## Exercise description
Work through the material below and count the lines holding the word "index"; give that count and nothing more.

## Source records
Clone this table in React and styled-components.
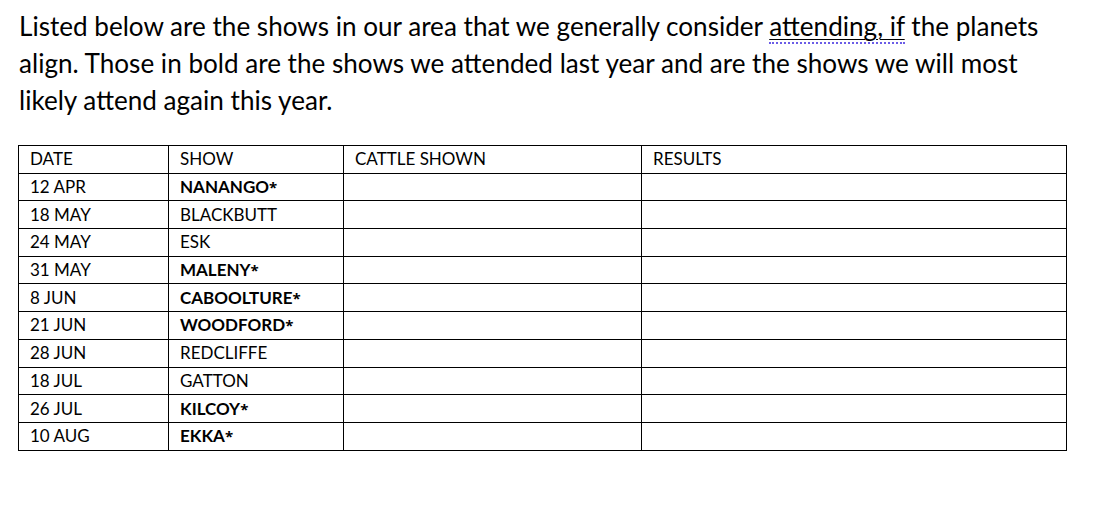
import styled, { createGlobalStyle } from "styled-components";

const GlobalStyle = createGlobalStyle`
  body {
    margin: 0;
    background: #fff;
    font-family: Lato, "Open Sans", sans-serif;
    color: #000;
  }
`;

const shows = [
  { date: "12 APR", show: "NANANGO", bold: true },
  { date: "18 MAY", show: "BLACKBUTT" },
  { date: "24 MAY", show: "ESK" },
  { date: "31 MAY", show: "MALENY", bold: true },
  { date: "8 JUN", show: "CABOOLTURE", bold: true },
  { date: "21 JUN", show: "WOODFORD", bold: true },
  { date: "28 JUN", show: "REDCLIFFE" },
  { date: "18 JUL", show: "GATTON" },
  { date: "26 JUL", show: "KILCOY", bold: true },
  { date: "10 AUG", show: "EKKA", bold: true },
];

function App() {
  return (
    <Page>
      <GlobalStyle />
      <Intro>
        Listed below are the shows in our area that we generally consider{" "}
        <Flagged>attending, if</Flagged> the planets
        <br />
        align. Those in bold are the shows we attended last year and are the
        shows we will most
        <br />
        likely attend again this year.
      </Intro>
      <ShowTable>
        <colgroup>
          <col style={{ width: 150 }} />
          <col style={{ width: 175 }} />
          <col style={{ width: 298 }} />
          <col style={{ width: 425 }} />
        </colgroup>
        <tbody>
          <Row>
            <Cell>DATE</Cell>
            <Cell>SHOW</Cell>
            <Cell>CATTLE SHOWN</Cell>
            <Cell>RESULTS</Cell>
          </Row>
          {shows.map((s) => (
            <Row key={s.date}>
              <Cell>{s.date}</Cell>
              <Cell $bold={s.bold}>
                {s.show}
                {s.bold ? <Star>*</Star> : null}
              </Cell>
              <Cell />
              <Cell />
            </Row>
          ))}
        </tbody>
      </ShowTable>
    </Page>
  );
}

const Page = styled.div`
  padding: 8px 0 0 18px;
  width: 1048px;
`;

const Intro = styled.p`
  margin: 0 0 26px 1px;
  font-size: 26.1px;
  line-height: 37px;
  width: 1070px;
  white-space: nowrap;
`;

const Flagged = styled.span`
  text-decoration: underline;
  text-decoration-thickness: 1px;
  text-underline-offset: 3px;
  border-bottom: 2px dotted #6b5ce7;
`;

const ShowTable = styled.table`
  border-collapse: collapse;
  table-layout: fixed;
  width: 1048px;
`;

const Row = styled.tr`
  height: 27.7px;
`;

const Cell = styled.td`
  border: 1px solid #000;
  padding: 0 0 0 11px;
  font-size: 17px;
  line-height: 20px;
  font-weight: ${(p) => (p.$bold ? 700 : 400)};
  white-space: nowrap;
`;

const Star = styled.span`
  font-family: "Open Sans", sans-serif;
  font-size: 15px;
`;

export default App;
--
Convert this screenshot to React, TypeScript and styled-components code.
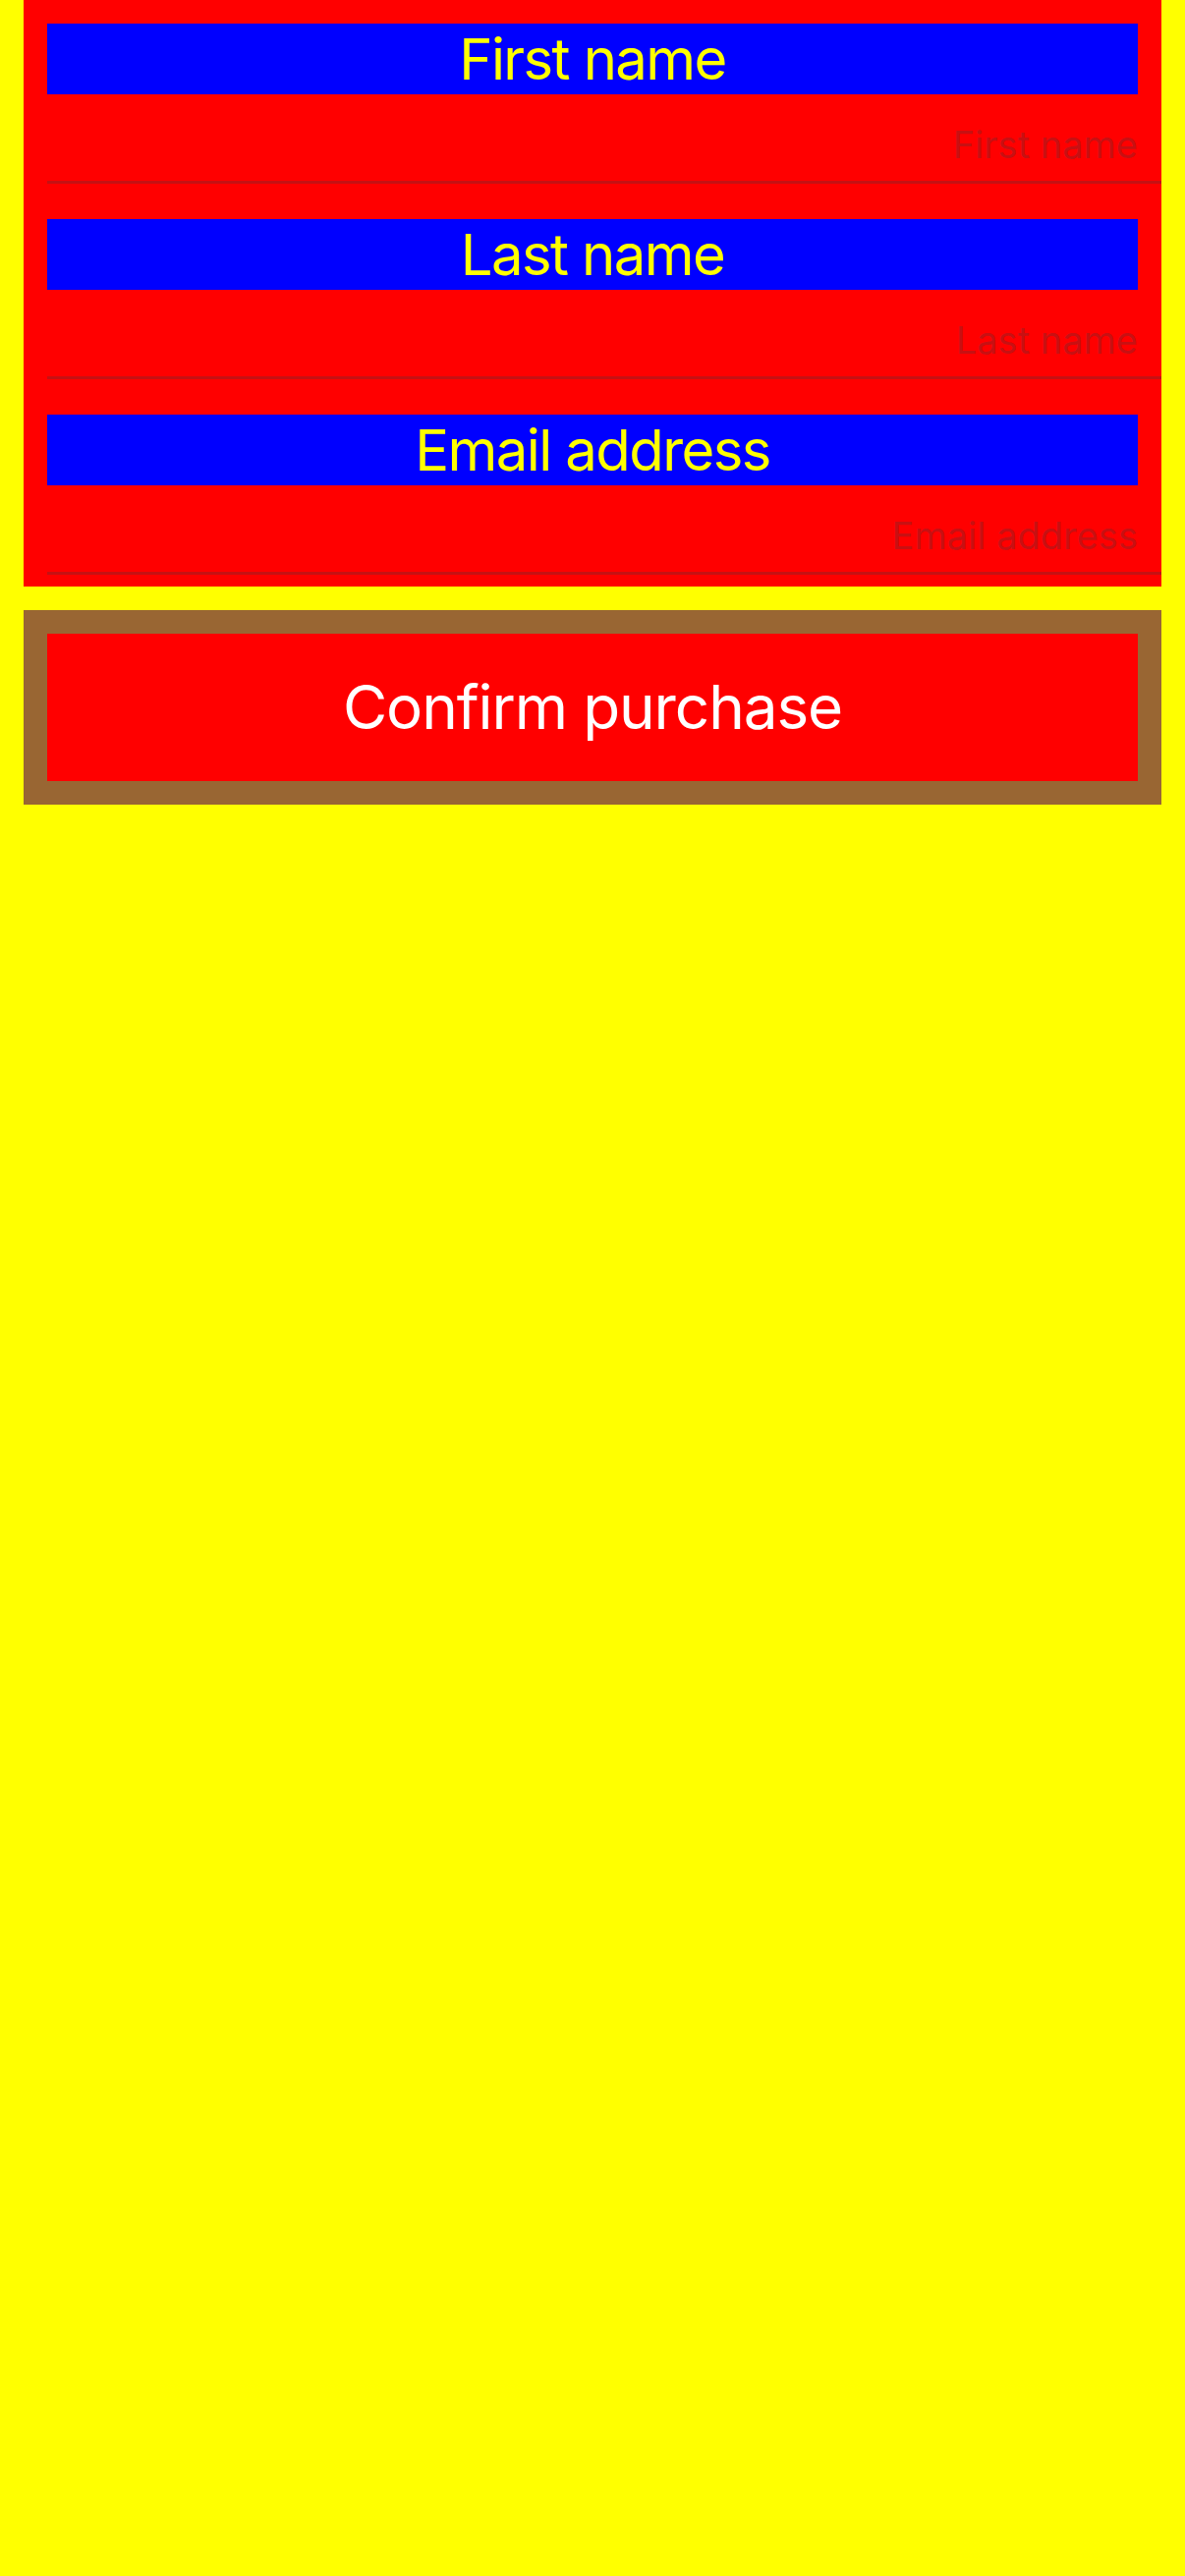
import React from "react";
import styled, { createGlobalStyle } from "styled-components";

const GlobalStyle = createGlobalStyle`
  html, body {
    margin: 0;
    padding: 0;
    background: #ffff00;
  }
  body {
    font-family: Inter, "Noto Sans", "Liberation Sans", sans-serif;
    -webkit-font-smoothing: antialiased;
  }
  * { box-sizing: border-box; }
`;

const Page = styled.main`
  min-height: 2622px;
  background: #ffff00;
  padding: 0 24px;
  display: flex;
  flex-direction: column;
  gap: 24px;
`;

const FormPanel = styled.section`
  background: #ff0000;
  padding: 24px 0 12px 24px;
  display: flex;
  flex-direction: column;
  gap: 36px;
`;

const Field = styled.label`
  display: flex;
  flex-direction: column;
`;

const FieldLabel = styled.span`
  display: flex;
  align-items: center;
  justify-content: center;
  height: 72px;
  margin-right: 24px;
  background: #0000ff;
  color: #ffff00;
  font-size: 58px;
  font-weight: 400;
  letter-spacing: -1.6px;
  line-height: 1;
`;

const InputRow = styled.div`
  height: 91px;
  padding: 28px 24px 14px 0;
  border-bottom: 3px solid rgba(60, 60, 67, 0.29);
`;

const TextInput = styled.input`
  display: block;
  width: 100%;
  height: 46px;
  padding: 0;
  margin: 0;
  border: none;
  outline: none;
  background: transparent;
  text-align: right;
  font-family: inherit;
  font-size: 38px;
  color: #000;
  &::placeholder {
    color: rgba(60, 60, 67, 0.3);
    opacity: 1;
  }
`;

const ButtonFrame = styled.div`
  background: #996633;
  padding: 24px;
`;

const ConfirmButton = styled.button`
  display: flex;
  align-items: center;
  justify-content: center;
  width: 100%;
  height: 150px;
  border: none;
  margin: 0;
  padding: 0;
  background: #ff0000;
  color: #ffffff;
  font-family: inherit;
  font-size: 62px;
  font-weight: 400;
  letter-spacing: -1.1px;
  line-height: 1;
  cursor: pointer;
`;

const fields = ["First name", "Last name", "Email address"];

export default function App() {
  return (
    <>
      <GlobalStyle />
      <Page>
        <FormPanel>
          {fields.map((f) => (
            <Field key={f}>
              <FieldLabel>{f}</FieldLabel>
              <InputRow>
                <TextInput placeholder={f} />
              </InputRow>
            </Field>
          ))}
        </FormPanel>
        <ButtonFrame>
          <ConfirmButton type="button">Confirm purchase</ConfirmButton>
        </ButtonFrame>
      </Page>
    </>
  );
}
==
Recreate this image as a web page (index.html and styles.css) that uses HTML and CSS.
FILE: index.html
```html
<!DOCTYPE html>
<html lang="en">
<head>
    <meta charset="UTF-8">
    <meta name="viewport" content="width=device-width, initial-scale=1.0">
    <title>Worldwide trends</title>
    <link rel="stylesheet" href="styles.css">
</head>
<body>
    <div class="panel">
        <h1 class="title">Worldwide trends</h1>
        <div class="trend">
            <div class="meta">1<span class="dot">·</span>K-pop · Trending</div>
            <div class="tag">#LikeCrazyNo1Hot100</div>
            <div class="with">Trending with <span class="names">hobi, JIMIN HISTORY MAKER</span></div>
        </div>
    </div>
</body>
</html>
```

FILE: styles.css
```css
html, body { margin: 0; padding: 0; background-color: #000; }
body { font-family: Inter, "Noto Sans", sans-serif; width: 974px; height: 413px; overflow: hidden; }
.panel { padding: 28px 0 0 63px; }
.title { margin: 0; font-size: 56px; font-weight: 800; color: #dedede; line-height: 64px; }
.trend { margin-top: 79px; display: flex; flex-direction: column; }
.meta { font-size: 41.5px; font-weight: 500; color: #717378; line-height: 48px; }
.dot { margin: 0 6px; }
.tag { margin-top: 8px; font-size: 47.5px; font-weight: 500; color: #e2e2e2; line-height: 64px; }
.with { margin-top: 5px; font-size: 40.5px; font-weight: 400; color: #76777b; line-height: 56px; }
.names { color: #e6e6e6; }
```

## Solution to the problem
2